**WRITTEN TASK**
Locate the lines that hold the string "this". Copy every such line.

[Begin GIVEN INFORMATION]

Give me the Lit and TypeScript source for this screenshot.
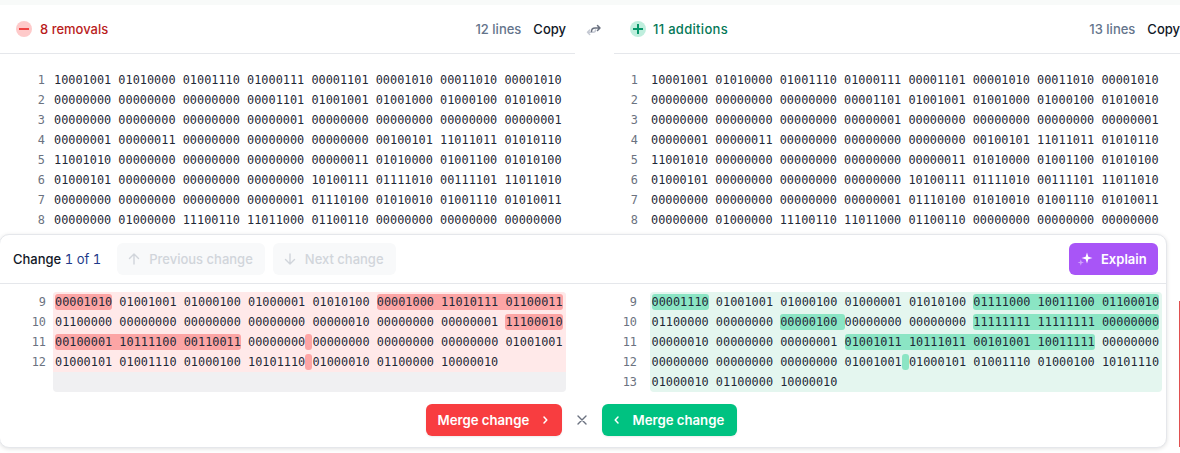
import { LitElement, html, css, svg } from "lit";
import { customElement } from "lit/decorators.js";

type Seg = string | [string];
const L_TOP = [
  "10001001 01010000 01001110 01000111 00001101 00001010 00011010 00001010",
  "00000000 00000000 00000000 00001101 01001001 01001000 01000100 01010010",
  "00000000 00000000 00000000 00000001 00000000 00000000 00000000 00000001",
  "00000001 00000011 00000000 00000000 00000000 00100101 11011011 01010110",
  "11001010 00000000 00000000 00000000 00000011 01010000 01001100 01010100",
  "01000101 00000000 00000000 00000000 10100111 01111010 00111101 11011010",
  "00000000 00000000 00000000 00000001 01110100 01010010 01001110 01010011",
  "00000000 01000000 11100110 11011000 01100110 00000000 00000000 00000000",
];
const L_CHG: Seg[][] = [
  [["00001010"], " 01001001 01000100 01000001 01010100 ", ["00001000 11010111 01100011"]],
  ["01100000 00000000 00000000 00000000 00000010 00000000 00000001 ", ["11100010"]],
  [["00100001 10111100 00110011"], " 00000000", [" "], "00000000 00000000 00000000 01001001"],
  ["01000101 01001110 01000100 10101110", [" "], "01000010 01100000 10000010"],
];
const R_CHG: Seg[][] = [
  [["00001110"], " 01001001 01000100 01000001 01010100 ", ["01111000 10011100 01100010"]],
  ["01100000 00000000 ", ["00000100 "], "00000000 00000000 ", ["11111111 11111111 00000000"]],
  ["00000010 00000000 00000001 ", ["01001011 10111011 00101001 10011111"], " 00000000"],
  ["00000000 00000000 00000000 01001001", [" "], "01000101 01001110 01000100 10101110"],
  ["01000010 01100000 10000010"],
];

const chev = (d: string) => svg`<svg width="12" height="12" viewBox="0 0 12 12" fill="none" stroke="currentColor" stroke-width="1.500" stroke-linecap="round" stroke-linejoin="round"><path d=${d}/></svg>`;

@customElement("app-root")
export class AppRoot extends LitElement {
  static styles = css`
    :host { display: block; position: relative; width: 1180px; height: 453px; overflow: hidden; background: #fff;
      font-family: Inter, "Noto Sans", sans-serif; font-size: 13px; color: #111827; }
    .band { height: 5px; background: #f8faf9; }
    .panes { display: grid; grid-template-columns: 575px 39px 575px; width: 1189px; }
    .head { height: 49px; box-sizing: border-box; border-bottom: 1px solid #e5e7eb; display: flex; align-items: center; padding: 0 9px 0 16px; font-weight: 500; }
    .badge { width: 16px; height: 16px; border-radius: 50%; display: flex; align-items: center; justify-content: center; margin-right: 8px; }
    .badge.del { background: #fecaca; color: #ef4444; }
    .badge.add { background: #bfeedd; color: #059669; margin-right: 7px; }
    .title.del { color: #b91c1c; }
    .title.add { color: #047857; letter-spacing: .3px; }
    .spacer { flex: 1; }
    .count { color: #64748b; margin-right: 12px; }
    .copy { color: #111827; }
    .swap { display: flex; align-items: flex-start; justify-content: center; padding-top: 17px; padding-right: 1px; }
    .swap .dark { stroke: #6b7280; }
    .swap .light { stroke: #c5c9d3; }
    .code { font-family: "DejaVu Sans Mono", monospace; font-size: 11.88px; line-height: 20px; color: #1f2937; }
    .lines { padding-top: 16px; }
    .row { display: flex; height: 20px; }
    .num { width: 45px; flex: none; text-align: right; color: #6b7280; box-sizing: border-box; }
    .txt, .ln { white-space: pre; }
    .pane.l .txt { margin-left: 9px; }
    .pane.r .num { width: 24px; }
    .pane.r .txt { margin-left: 13px; }
    .card { position: absolute; left: -1px; top: 234px; width: 1168px; height: 214px; box-sizing: border-box; background: #fff; border: 1px solid #e5e7eb; border-radius: 10px; box-shadow: 0 1px 4px rgba(0,0,0,.12); display: flex; flex-direction: column; }
    .bar { height: 49px; flex: none; box-sizing: border-box; border-bottom: 1px solid #e5e7eb; display: flex; align-items: center; padding: 0 8px 0 13px; }
    .chg { font-weight: 500; margin-right: 16px; }
    .chg span { color: #1e3a8a; font-weight: 400; font-variant-numeric: tabular-nums; }
    .nav { height: 32px; box-sizing: border-box; border-radius: 6px; background: #f8f9fa; color: #d1d5db; font-weight: 500; display: flex; align-items: center; gap: 8px; padding: 0 12px 0 10px; margin-right: 8px; }
    .explain { height: 32px; width: 89px; box-sizing: border-box; border-radius: 6px; background: #a855f7; color: #fff; font-weight: 600; display: flex; align-items: center; gap: 8px; padding-left: 8px; }
    .cols { display: grid; grid-template-columns: 597px 1fr; padding-top: 8px; }
    .col { display: flex; }
    .nums { width: 46px; flex: none; }
    .nums div { text-align: right; color: #6b7280; height: 20px; }
    .col.r .nums { width: 40px; }
    .body { margin-left: 7px; border-radius: 4px; overflow: hidden; width: 513px; height: 100px; }
    .col.l .body { background: #f0f0f2; }
    .col.r .body { background: #e4f6ef; margin-left: 13px; width: 512px; }
    .ln { height: 20px; padding-left: 2px; }
    .col.r .ln { padding-left: 1.500px; }
    .col.l .ln { background: #ffe9e9; }
    .hl { border-radius: 3px; padding: 1px 0; }
    .col.l .hl { background: #fca5a5; }
    .col.r .hl { background: #8be5c4; }
    .foot { display: flex; justify-content: center; align-items: center; position: absolute; left: 0; right: 0; top: 169px; padding-right: 4px; }
    .merge { height: 32px; box-sizing: border-box; border-radius: 6px; color: #fff; font-size: 13.200px; font-weight: 600; display: flex; align-items: center; box-shadow: 0 1px 2px rgba(0,0,0,.08); }
    .merge.del { background: #f83d40; width: 136px; padding-left: 12px; gap: 10px; }
    .merge.add { background: #00c281; width: 135px; padding-left: 9px; gap: 10px; }
    .x { width: 40px; display: flex; justify-content: center; color: #6b7280; }
    .edge { position: absolute; right: 0; top: 301px; width: 1px; height: 146px; background: #e05050; }
  `;

  seg(segs: Seg[]) {
    return segs.map((s) => typeof s === "string" ? s : html`<span class="hl">${s[0]}</span>`);
  }

  pane(side: "l" | "r", cls: string, title: string, count: string, icon: unknown) {
    return html`<div class="pane ${side}">
      <div class="head">
        <span class="badge ${cls}">${icon}</span>
        <span class="title ${cls}">${title}</span>
        <span class="spacer"></span>
        <span class="count">${count}</span>
        <span class="copy">Copy</span>
      </div>
      <div class="lines code">
        ${L_TOP.map((t, i) => html`<div class="row"><span class="num">${i + 1}</span><span class="txt">${t}</span></div>`)}
      </div>
    </div>`;
  }

  col(side: "l" | "r", rows: Seg[][]) {
    return html`<div class="col ${side} code">
      <div class="nums">${rows.map((_, i) => html`<div>${i + 9}</div>`)}</div>
      <div class="body">${rows.map((r) => html`<div class="ln">${this.seg(r)}</div>`)}</div>
    </div>`;
  }

  render() {
    const minus = svg`<svg width="10" height="10" viewBox="0 0 10 10"><path d="M0.500 5h9" stroke="currentColor" stroke-width="2" stroke-linecap="round"/></svg>`;
    const plus = svg`<svg width="10" height="10" viewBox="0 0 10 10"><path d="M0.500 5h9M5 0.500v9" stroke="currentColor" stroke-width="2" stroke-linecap="round"/></svg>`;
    return html`
      <div class="band"></div>
      <div class="panes">
        ${this.pane("l", "del", "8 removals", "12 lines", minus)}
        <div class="swap">
          <svg width="16" height="16" viewBox="0 0 16 16" fill="none" stroke-width="1.500" stroke-linecap="round" stroke-linejoin="round">
            <path class="light" d="M9.500 8C9.500 9.500 8.500 10.300 7 10.300H1.500M3.700 8 1.500 10.300 3.700 12.500"/>
            <path class="dark" d="M5.500 9.500C5.500 7 7 6 9 6H14M11.500 3.500 14 6 11.500 8.500"/>
          </svg>
        </div>
        ${this.pane("r", "add", "11 additions", "13 lines", plus)}
      </div>
      <div class="card">
        <div class="bar">
          <div class="chg">Change <span>1 of 1</span></div>
          <div class="nav">
            <svg width="14" height="14" viewBox="0 0 14 14" fill="none" stroke="currentColor" stroke-width="1.400" stroke-linecap="round" stroke-linejoin="round"><path d="M7 12V2M2.500 6.500 7 2l4.500 4.500"/></svg>
            Previous change
          </div>
          <div class="nav">
            <svg width="14" height="14" viewBox="0 0 14 14" fill="none" stroke="currentColor" stroke-width="1.400" stroke-linecap="round" stroke-linejoin="round"><path d="M7 2v10M2.500 7.500 7 12l4.500-4.500"/></svg>
            Next change
          </div>
          <span class="spacer"></span>
          <div class="explain">
            <svg width="16" height="16" viewBox="0 0 16 16" fill="#fff"><path d="M10 1.500l1.300 4.200 4.200 1.300-4.200 1.300L10 12.500 8.700 8.300 4.500 7l4.200-1.300z"/><path opacity=".45" d="M3.800 8.300l.8 2.400 2.400.8-2.400.8-.8 2.400-.8-2.400-2.400-.8 2.400-.8z"/></svg>
            Explain
          </div>
        </div>
        <div class="cols">
          ${this.col("l", L_CHG)}
          ${this.col("r", R_CHG)}
        </div>
        <div class="foot">
          <div class="merge del">Merge change ${chev("M5 3 7.800 6 5 9")}</div>
          <div class="x">
            <svg width="12" height="12" viewBox="0 0 12 12" fill="none" stroke="currentColor" stroke-width="1.400" stroke-linecap="round"><path d="M2 2l8 8M10 2l-8 8"/></svg>
          </div>
          <div class="merge add">${chev("M7 3 4.200 6 7 9")} Merge change</div>
        </div>
      </div>
      <div class="edge"></div>
    `;
  }
}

[End GIVEN INFORMATION]

**FINISHED ANSWER**
Give me the Lit and TypeScript source for this screenshot.
      <div class="body">${rows.map((r) => html`<div class="ln">${this.seg(r)}</div>`)}</div>
        ${this.pane("l", "del", "8 removals", "12 lines", minus)}
        ${this.pane("r", "add", "11 additions", "13 lines", plus)}
          ${this.col("l", L_CHG)}
          ${this.col("r", R_CHG)}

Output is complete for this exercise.